Discussion in 'Basses [BG]' started by Rick Martin, Sep 5, 2000.

  1. I'm in love with my MIM Jazz and I'm ready to get a second axe to leave at my girlfriends house so I'm covered both home and away. I've tried lots of basses in Mars and GC and I like the Fender Jazz. I really like the maple fretboard models. I can't say if they sound different because every time I've been in one of those big stores some yahoo was blasting away at top volume on another instrument. I sure do like the feel of the maple fretboard. It may all be in my head and I don't know if I could tell a maple from rosewood with my eyes shut, but I want one, dammit! Mars mailorder has the American Standard maple fretboard for $650 free UPS. It's only available in Metallic Aqua. (groaning and drooling like Homer Simpson) "Uhhhhhh, Metallic Aqua). I want one. But first, questions for people that know about basses. (That's youse guys and not the bufoons at Mars).
    I have read the maple fretboards give a different sound than rosewood. How different?
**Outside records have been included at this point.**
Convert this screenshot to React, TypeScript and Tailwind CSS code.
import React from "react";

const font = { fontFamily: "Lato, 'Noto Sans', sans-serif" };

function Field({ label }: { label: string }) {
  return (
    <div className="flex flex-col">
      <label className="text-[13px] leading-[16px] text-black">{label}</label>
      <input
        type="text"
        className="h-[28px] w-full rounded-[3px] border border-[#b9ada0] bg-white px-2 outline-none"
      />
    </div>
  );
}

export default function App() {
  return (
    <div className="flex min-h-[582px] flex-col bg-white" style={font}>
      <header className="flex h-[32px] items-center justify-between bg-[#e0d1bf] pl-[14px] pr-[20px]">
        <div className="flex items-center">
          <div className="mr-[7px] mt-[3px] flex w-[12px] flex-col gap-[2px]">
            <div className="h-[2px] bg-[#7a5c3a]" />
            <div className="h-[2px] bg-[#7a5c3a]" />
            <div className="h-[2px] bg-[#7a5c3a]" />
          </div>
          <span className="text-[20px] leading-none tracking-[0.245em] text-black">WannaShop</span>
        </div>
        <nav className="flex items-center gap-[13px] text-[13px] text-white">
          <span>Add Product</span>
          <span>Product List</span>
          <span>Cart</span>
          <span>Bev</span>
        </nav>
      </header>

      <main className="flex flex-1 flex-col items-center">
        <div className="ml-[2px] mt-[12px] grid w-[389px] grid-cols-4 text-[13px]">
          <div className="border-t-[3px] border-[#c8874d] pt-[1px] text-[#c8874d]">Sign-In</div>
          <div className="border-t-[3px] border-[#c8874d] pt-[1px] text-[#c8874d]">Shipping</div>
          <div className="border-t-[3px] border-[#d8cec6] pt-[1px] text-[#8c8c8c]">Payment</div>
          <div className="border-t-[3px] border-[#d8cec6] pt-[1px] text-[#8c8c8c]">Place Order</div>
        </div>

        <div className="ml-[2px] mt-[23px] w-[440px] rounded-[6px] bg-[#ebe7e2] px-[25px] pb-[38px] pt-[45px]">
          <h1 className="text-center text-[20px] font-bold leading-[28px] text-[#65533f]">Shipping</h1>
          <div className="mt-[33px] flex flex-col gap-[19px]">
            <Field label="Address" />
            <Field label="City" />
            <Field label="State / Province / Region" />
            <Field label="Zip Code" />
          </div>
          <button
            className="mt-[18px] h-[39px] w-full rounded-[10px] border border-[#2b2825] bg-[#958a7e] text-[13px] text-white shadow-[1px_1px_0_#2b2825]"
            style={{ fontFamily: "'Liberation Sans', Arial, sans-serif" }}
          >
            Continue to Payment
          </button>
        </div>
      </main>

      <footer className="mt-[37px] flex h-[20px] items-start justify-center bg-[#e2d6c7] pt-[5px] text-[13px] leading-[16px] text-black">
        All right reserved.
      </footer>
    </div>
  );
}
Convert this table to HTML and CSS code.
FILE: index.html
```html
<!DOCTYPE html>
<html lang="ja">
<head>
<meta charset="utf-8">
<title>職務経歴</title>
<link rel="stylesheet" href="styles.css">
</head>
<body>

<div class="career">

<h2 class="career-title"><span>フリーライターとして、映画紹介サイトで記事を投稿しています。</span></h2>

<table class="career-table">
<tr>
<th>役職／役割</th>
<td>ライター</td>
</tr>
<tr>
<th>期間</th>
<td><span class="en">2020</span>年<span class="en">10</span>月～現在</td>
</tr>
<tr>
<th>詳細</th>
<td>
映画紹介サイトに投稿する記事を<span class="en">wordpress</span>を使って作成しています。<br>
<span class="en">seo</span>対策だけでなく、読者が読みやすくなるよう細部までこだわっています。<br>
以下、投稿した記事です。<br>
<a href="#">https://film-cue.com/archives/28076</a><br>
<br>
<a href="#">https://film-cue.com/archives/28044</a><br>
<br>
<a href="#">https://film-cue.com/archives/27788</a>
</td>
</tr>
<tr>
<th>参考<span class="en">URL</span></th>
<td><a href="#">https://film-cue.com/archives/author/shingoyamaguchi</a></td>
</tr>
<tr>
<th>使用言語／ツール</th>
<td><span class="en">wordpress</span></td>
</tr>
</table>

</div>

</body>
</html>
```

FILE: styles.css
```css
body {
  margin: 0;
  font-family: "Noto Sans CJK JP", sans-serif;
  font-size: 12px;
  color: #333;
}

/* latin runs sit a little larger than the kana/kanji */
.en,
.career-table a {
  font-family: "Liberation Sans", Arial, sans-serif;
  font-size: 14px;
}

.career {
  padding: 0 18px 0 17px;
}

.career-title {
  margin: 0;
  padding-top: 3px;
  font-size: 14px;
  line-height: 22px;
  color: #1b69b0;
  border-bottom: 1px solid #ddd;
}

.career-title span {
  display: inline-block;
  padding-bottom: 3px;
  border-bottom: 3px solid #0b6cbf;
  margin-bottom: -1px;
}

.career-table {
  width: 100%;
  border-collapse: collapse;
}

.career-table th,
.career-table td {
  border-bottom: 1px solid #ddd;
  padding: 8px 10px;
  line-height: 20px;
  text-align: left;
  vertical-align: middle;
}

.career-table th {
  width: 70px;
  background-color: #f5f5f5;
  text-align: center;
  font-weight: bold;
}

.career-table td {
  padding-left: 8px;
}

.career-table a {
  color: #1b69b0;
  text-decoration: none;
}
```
Is there anything about the maple fretboard that would make it feel different to the fingers. When I played them the necks felt thinner and somehow more playable. Could it be???
  2. gmstudio99


    Mar 11, 2000
    Cleveland, OH

    I have the same "irrational" love of maple boarded Jazz basses as well...I don't think they make the necks "thinner", but they do feel, to me, a bit harder and have a brighter sound. I love them. I also love that new Metallic Aqua, if I were you, I'd be jumping all over that thing...


  3. Funkster


    Apr 6, 2000
    Wormtown, MA
    There's nothing like the feel of a maple neck Jazz I have three( 2 now that My Geddy Lee is on e-bay) and love them all. I do play both rosewood and maple boards and I like a maple board better a little brighter and harder but latetly I'm really lovin my RIC's rosewood board. I had a 98 MIA jazz with a maple board it was a nice bass I say go for it.
  4. embellisher

    embellisher Holy Ghost filled Bass Player Staff Member Supporting Member

    I love maple boards!

    They are brighter sounding to my ears, and regarding feel, they are finished, while most rosewood boards are unfinished, stained or oiled.

    To my fingers the hard finish makes them feel faster, YMMV.

    I have 3 basses with maple fretboards, the 6 has wenge, which is not as bright as maple but still brighter than rosewood, and my fretless is rosewood. That is the only way I like rosewood, is as a fretless, although I like ebony for fretless more.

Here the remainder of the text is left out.